As land and sea connectivity becomes the axis along which Asian nations will increasingly strategise, rivalries will not be zero-sum games and will in fact thrive on overlays of economic and military partnerships.
It is not a coincidence that Myint-U concludes his inquiry with a tour of Tavoy.
Looking past the sleepy town with its British-era bungalows and unspoilt beaches, he sees a possible future: the Indian and Pacific Oceans connected to render the loop around the Straits of Malacca, railway lines from Yunnan connecting to Laos, Thailand, Cambodia, oil tankers from the Middle East docking here and oil being pipelined to and past Southeast Asia, and a highway through Burma connecting Tavoy with Manipur and Assam.
And what of the eastern seaboard along the Coromandel coast?
In a book just out, Merchants of Tamilakam (Pioneers of International Trade, the Story of Indian Business), historian Kanakalatha Mukund invites us to re-examine that map another way to lend it temporal depth.
In a study spanning the millennium from the Sangam age (1st to 3rd century CE), through the rise of the Pallavas and Pandyas (6th century to 10th century), to the age of the Chola (9th to 13th century), she charts out the bazaars and the trade that sustained the first waves of urbanisation along the coast of what is now Tamil Nadu, as merchants traded with the Mediterranean region and Southeast Asia.
Underlying this dynamism were institutional and political structures that made possible a more modern economy, allowing commerce with and between far-flung areas and integrating the internal economy with overseas markets.
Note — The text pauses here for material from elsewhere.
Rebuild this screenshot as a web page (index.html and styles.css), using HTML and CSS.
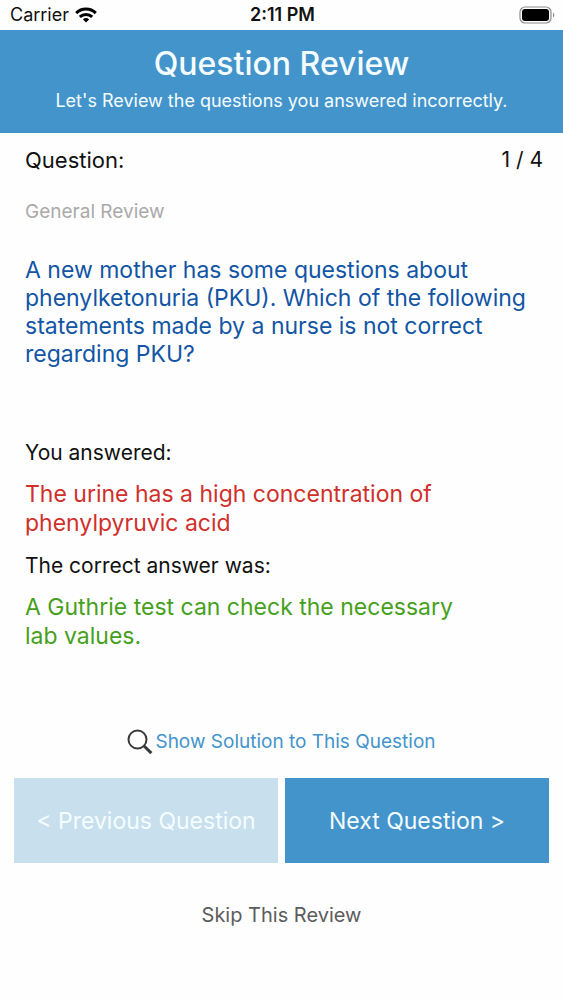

Where Myint-U finds colonial-era towns on the verge of being catapulted to hectic activity as a new crossroads of Asia, Mukund brings alive old texts to evoke the smells and cosmopolitanism of long-ago hubs.
Today’s container and tanker traffic may not hold the promise of reviving the romance of the bazaar, but it is nonetheless a call to pay a quiet nod to the seafarers of centuries past whose quest for new routes still animates visions of the future — and to that age-old lesson about the benefits that accrue when administrations enable mercantile activity.